Tínhamos passado o fim de semana prolongado dos feriados de Junho na Barragem de Cabril, perto de Pedrógão. Foi a última vez que o júnior mais novo ainda nos acompanhou. Ambos haviam crescido, ganho as suas próprias asas, seguido as suas próprias fragas. Nesses dias, voltei a Almoster e ao Alto de Pousaflores, na Serra de Alvaiázere (Sicó), onde tinha acampado 11 dias, em 1971. Tinham-se passado quase 30 anos! 30 anos de deambulações, de «aventuras» por fragas e pragas.
Diversos períodos da praga que nos assolara tinham sido já caracterizados pela coincidência entre crises depressivas em casa e uma melhoria quando saíamos. Mas o verão de 1998 trazia-nos as primeiras férias exclusivamente a dois. Em plena crise depressiva profunda, o receio dos efeitos da partida e da falta dos filhos era grande mas poucas horas depois tudo parecia renascer e estas férias viriam a ser as mais estáveis dos últimos nove anos e alguns dos melhores dias das nossas vidas!

24.07.1998 – Primeiras férias a dois em França
A 24 de Julho de 1998, partíamos para as nossas primeiras férias a dois, na autocaravana. Destino: França. A primeira e longa etapa, de mais de 900 quilómetros, levou-nos aos arredores de Pamplona, para no dia seguinte entrar em França por Roncesvalles. Nas montanhas pirenaicas ecoavam os sons da batalha, ouvia-se a gesta da Chanson de Roland enquanto a minha musa acordava para a vida. Nesta primeira parte, o destino era mais uma vez Tours, nas margens do Loire que mais tarde quase íamos ver nascer, onde passámos três dias, agradecendo a San Martin o «milagre» que se começava a dar.
A 29 de Julho saíamos de Tours para terras de Auvergne. Terras de vulcões e de montes dourados, Clermont-Ferrand, o Puy-de-Dôme, Le Mont-Dore, St. Nectaire, Murol, seriam nomes que nos ficaram para sempre gravados como uma canção, a canção de uma paz que há muito não conhecíamos. Chegámos a fazer etapas de menos de 50 quilómetros. No simpático camping de Mont-Dore descansámos um dia inteiro. Em St. Nectaire encantámo-nos nas «Fontaines pétrifiantes» e vivemos «Les Mystères de Farges» de onde aliás trouxe uns bons queijos St. Nectaire. E no castelo de Murol, à noite, assistimos a um espectáculo de recriação medieval, «Le Cercle Magique», pelos «Compagnons de Gabriel».
No primeiro dia de Agosto dirigíamo-nos ao alto Loire.

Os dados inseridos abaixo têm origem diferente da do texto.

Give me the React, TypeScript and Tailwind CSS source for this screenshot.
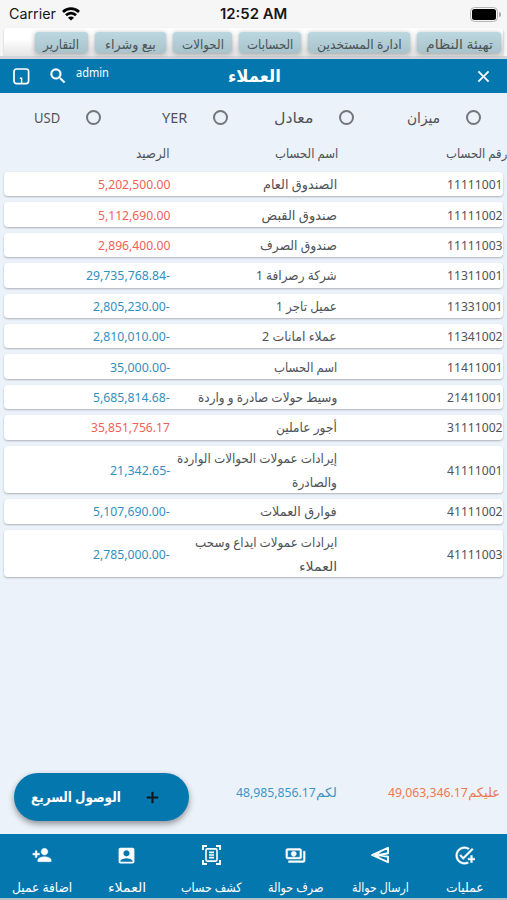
import { useLayoutEffect, useRef, useState, type ReactNode } from 'react';
import {
  MdAddTask, MdOutlinePayments, MdAccountBox, MdPersonAdd, MdSearch, MdClose, MdAdd,
} from 'react-icons/md';

/** One line of text, condensed or widened horizontally to a set width. */
function Fit({ w, children, ltr = false, className = '' }: { w: number; children: ReactNode; ltr?: boolean; className?: string }) {
  const ref = useRef<HTMLSpanElement>(null);
  const [s, setS] = useState(1);
  useLayoutEffect(() => {
    if (ref.current) setS(w / ref.current.offsetWidth);
  }, [w]);
  return (
    <span dir={ltr ? 'ltr' : 'rtl'} className={`block shrink-0 ${className}`} style={{ width: w }}>
      <span
        ref={ref}
        className={`inline-block whitespace-nowrap ${ltr ? 'origin-left' : 'origin-right'}`}
        style={{ transform: `scaleX(${s})` }}
      >
        {children}
      </span>
    </span>
  );
}

const SendIcon = () => (
  <svg width="20" height="20" viewBox="0 0 20 20" fill="none" stroke="#fff" strokeWidth="1.9" strokeLinejoin="round">
    <path d="M18 2.8 2 10l16 7.2v-5.4L9 10l9-1.8Z" />
    <path d="M11 7 3 10l8 3 -3-3Z" fill="#fff" stroke="none" />
  </svg>
);

const StatementIcon = () => (
  <svg width="19" height="20" viewBox="0 0 19 20" fill="none" stroke="#fff" strokeWidth="1.9">
    <path d="M1 5V1h4M14 1h4v4M18 15v4h-4M5 19H1v-4" />
    <rect x="4" y="3.9" width="11" height="12.2" rx="1.3" strokeWidth="1.6" />
    <path d="M7 7.4h5M7 10h5M7 12.6h5" strokeWidth="1.7" />
  </svg>
);

const chips: [string, number, number][] = [
  ['تهيئة النظام', 84, 67],
  ['ادارة المستخدين', 102, 85],
  ['الحسابات', 62, 46],
  ['الحوالات', 59, 42],
  ['بيع وشراء', 71, 51],
  ['التقارير', 53, 36],
];

const options: [string, number][] = [['ميزان', 33], ['معادل', 39], ['YER', 25], ['USD', 26]];

type Row = { no: string; name: [string, number][]; bal: string; w: number; red?: boolean };
const rows: Row[] = [
  { no: '11111001', name: [['الصندوق العام', 74]], bal: '5,202,500.00', w: 72, red: true },
  { no: '11111002', name: [['صندوق القبض', 76]], bal: '5,112,690.00', w: 72, red: true },
  { no: '11111003', name: [['صندوق الصرف', 77]], bal: '2,896,400.00', w: 72, red: true },
  { no: '11311001', name: [['شركة رصرافة 1', 81]], bal: '29,735,768.84-', w: 84 },
  { no: '11331001', name: [['عميل تاجر 1', 61]], bal: '2,805,230.00-', w: 77 },
  { no: '11341002', name: [['عملاء امانات 2', 75]], bal: '2,810,010.00-', w: 77 },
  { no: '11411001', name: [['اسم الحساب', 63]], bal: '35,000.00-', w: 60 },
  { no: '21411001', name: [['وسيط حولات صادرة و واردة', 139]], bal: '5,685,814.68-', w: 77 },
  { no: '31111002', name: [['أجور عاملين', 61]], bal: '35,851,756.17', w: 79, red: true },
  { no: '41111001', name: [['إيرادات عمولات الحوالات الواردة', 160], ['والصادرة', 45]], bal: '21,342.65-', w: 60 },
  { no: '41111002', name: [['فوارق العملات', 77]], bal: '5,107,690.00-', w: 77 },
  { no: '41111003', name: [['ايرادات عمولات ايداع وسحب', 142], ['العملاء', 38]], bal: '2,785,000.00-', w: 77 },
];

const tabs: [ReactNode, string, number][] = [
  [<MdAddTask size={21} className="[&>path:not([fill=none])]:stroke-white [&>path:not([fill=none])]:[stroke-width:0.5]" />, 'عمليات', 38],
  [<SendIcon />, 'ارسال حوالة', 57],
  [<MdOutlinePayments size={21} className="[&>path:not([fill=none])]:stroke-white [&>path:not([fill=none])]:[stroke-width:0.5]" />, 'صرف حوالة', 55],
  [<StatementIcon />, 'كشف حساب', 60],
  [<MdAccountBox size={21} />, 'العملاء', 38],
  [<MdPersonAdd size={20} className="[&>path:not([fill=none])]:stroke-white [&>path:not([fill=none])]:[stroke-width:0.5]" />, 'اضافة عميل', 60],
];

export default function App() {
  return (
    <div
      dir="rtl"
      className="flex h-[900px] w-[507px] flex-col overflow-hidden bg-[#ecf2fa] text-[14px] leading-[24px] text-[#505357] [font-family:'Noto_Sans','DejaVu_Sans',sans-serif]"
    >
      <div className="bg-[#f6f6f6]">
        <div dir="ltr" className="flex h-7 items-center justify-between pl-[9px] pr-[6px] text-[#161616] [font-family:Inter,sans-serif]">
          <div className="flex w-[158px] items-center gap-[6px]">
            <Fit ltr w={47} className="text-[14px]">Carrier</Fit>
            <svg width="18" height="14" viewBox="0 0 18 14" fill="none" stroke="#000" strokeWidth="2.7">
              <path d="M1 5a11.3 11.3 0 0 1 16 0" />
              <path d="M4 8.3a7 7 0 0 1 10 0" />
              <path d="M9 13.5 6 10.7a4.2 4.2 0 0 1 6 0Z" fill="#000" stroke="none" />
            </svg>
          </div>
          <Fit ltr w={67} className="text-[14px] font-semibold">12:52 AM</Fit>
          <div className="flex w-[162px] items-center justify-end gap-px">
            <div className="h-[15px] w-[28px] rounded-[4.5px] border-[1.5px] border-[#b5b5b5] p-px">
              <div className="h-full rounded-[2.5px] bg-black" />
            </div>
            <div className="h-[5px] w-[2px] rounded-r bg-[#aaa]" />
          </div>
        </div>
        <div className="mx-1 flex h-[28px] items-center gap-[7px] rounded-[3px] bg-linear-to-b from-white from-40% to-[#e4e4e4] pr-[2px] shadow-[0_1px_2px_#0004]">
          {chips.map(([t, w, tw]) => (
            <div
              key={t}
              className="flex h-[21px] shrink-0 items-center justify-center rounded-[3px] bg-linear-to-b from-[#bbd7df] to-[#a9c3cc] pt-[3px] text-[13px] text-[#4b5356] shadow-[0_1px_5px_#0005]"
              style={{ width: w }}
            >
              <Fit w={tw}>{t}</Fit>
            </div>
          ))}
        </div>
        <div className="h-[3px] bg-[#cfd5d9]" />
      </div>

      <header className="flex h-[34px] shrink-0 items-center bg-[#0577af] pl-[13px] pr-[14px] text-white">
        <div className="flex w-[171px] items-center">
          <MdClose size={19} className="[&>path:not([fill=none])]:stroke-white [&>path:not([fill=none])]:[stroke-width:0.5]" />
        </div>
        <div className="flex flex-1 justify-center">
          <Fit w={53} className="text-[17px] font-bold">العملاء</Fit>
        </div>
        <div dir="ltr" className="flex w-[173px] items-center">
          <svg width="17" height="17" viewBox="0 0 17 17" fill="none" stroke="#fff" strokeWidth="1.7">
            <rect x="1" y="1" width="14.6" height="14.6" rx="2.5" />
            <path d="M6.8 10.3h1.8V15" strokeWidth="1.4" />
          </svg>
          <MdSearch size={20} className="ml-[18px] [&>path:not([fill=none])]:stroke-white [&>path:not([fill=none])]:[stroke-width:0.5]" />
          <Fit ltr w={33} className="-mt-2 ml-2 text-[13px] leading-[20px]">admin</Fit>
        </div>
      </header>

      <div className="grid h-12 shrink-0 grid-cols-4 text-[15px]">
        {options.map(([t, w]) => (
          <div key={t} className="flex items-center pr-[26px]">
            <span className="size-[15px] shrink-0 rounded-full border-2 border-[#73767a]" />
            <Fit w={w} ltr={t < 'a'} className="mr-[26px]">{t}</Fit>
          </div>
        ))}
      </div>

      <div className="grid h-[31px] shrink-0 grid-cols-[169px_168px_1fr] text-[13px]">
        <Fit w={61}>رقم الحساب</Fit>
        <Fit w={63}>اسم الحساب</Fit>
        <Fit w={34}>الرصيد</Fit>
      </div>

      <div className="flex flex-1 flex-col gap-[6px] px-1 text-[13px]">
        {rows.map((r) => (
          <div
            key={r.no}
            className={`grid shrink-0 grid-cols-[166px_167px_1fr] items-center rounded-[4px] bg-white shadow-[0_1px_2px_#0004] ${r.name.length > 1 ? 'h-[47.7px]' : 'h-[24.4px]'}`}
          >
            <Fit ltr w={56}>{r.no}</Fit>
            <div>
              {r.name.map(([t, w]) => <Fit key={t} w={w}>{t}</Fit>)}
            </div>
            <Fit ltr w={r.w} className={r.red ? 'text-[#f25f57]' : 'text-[#3190c0]'}>{r.bal}</Fit>
          </div>
        ))}
      </div>

      <div className="flex h-[70px] shrink-0 items-start pl-[14px] pr-[7px] text-[13px]">
        <div className="flex w-[163px] pt-[16px] text-[#ee7850]">
          <Fit w={32}>عليكم</Fit><Fit ltr w={80}>49,063,346.17</Fit>
        </div>
        <div className="flex flex-1 pt-[16px] text-[#4095c5]">
          <Fit w={21}>لكم</Fit><Fit ltr w={80}>48,985,856.17</Fit>
        </div>
        <button className="mt-[9px] flex h-[48px] w-[175px] items-center rounded-full bg-[#0577af] pr-[27px] text-white shadow-[0_3px_6px_#0006]">
          <MdAdd size={19} className="text-[#101820] [&>path:not([fill=none])]:stroke-[#101820] [&>path:not([fill=none])]:[stroke-width:0.5]" />
          <Fit w={90} className="mr-[22px] text-[14px] font-bold">الوصول السريع</Fit>
        </button>
      </div>

      <nav className="grid h-[64px] shrink-0 grid-cols-6 bg-[#0577af] text-[13px] text-white">
        {tabs.map(([icon, t, w]) => (
          <div key={t} className="flex flex-col items-center">
            <div className="flex h-[42px] items-center">{icon}</div>
            <Fit w={w} className="leading-[22px]">{t}</Fit>
          </div>
        ))}
      </nav>
      <div className="h-[2px] shrink-0 bg-[#b5bfc5]" />
    </div>
  );
}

Por Besse e St. Flour, chegámos a Le Puy-en-Velais, debruçada sobre o Loire. Dedicámos também um dia inteiro a esta bonita e simpática cidade, afamada pelas suas rendas de bilros.
Depois de Puy-en-Velais, subimos o curso do alto Loire, rumámos a sul, passámos de Auvergne para o Parque Nacional de Cévennes, onde o principal atractivo natural são as Gorges du Tarn et du Jonte, verdadeiras muralhas naturais de paredes traçadas por aqueles pequenos rios, cujas águas correm para o Garona. Em Le Rozier, na confluência dos dois rios, reservámos um dia para um dos muitos percursos pedestres possíveis, o da Ermitage de St. Michel, ao longo do Jonte e da Corniche du Causse Noir. Uma caminhada pequena, de cerca de oito quilómetros, mas com perspectivas fabulosas sobre o desfiladeiro, alternando com grandes zonas arborizadas e frescas.
E no dia 6 de Agosto, em Le Rozier encontrámo-nos com a «equipa» da Pilote, que também andava por terras de França! Com eles visitámos duas atracções naturais desta região perdida do sul de França: as grutas de Aven Armand e o Abîme de Bramabiau. Seguiu-se Nîmes, Pont du Gard, Avignon, Arles, um cheirinho da Camargue em Aigues Mortes e depois passámos um dia na praia, em Gruissan Plage, próximo de Narbonne.
Os últimos três dias foram o «coming home», com uma passagem pela Costa Brava e um matar de saudades de Barcelona, onde também nos despedimos da Pilote e dos seus ocupantes, que, em primeira visita, por lá ficaram mais tempo. Confirmando da pior maneira o «milagre» destas férias assisto contudo a uma queda brusca para a depressão no dia seguinte a chegar a casa! A «praga» duraria ainda mais um ano.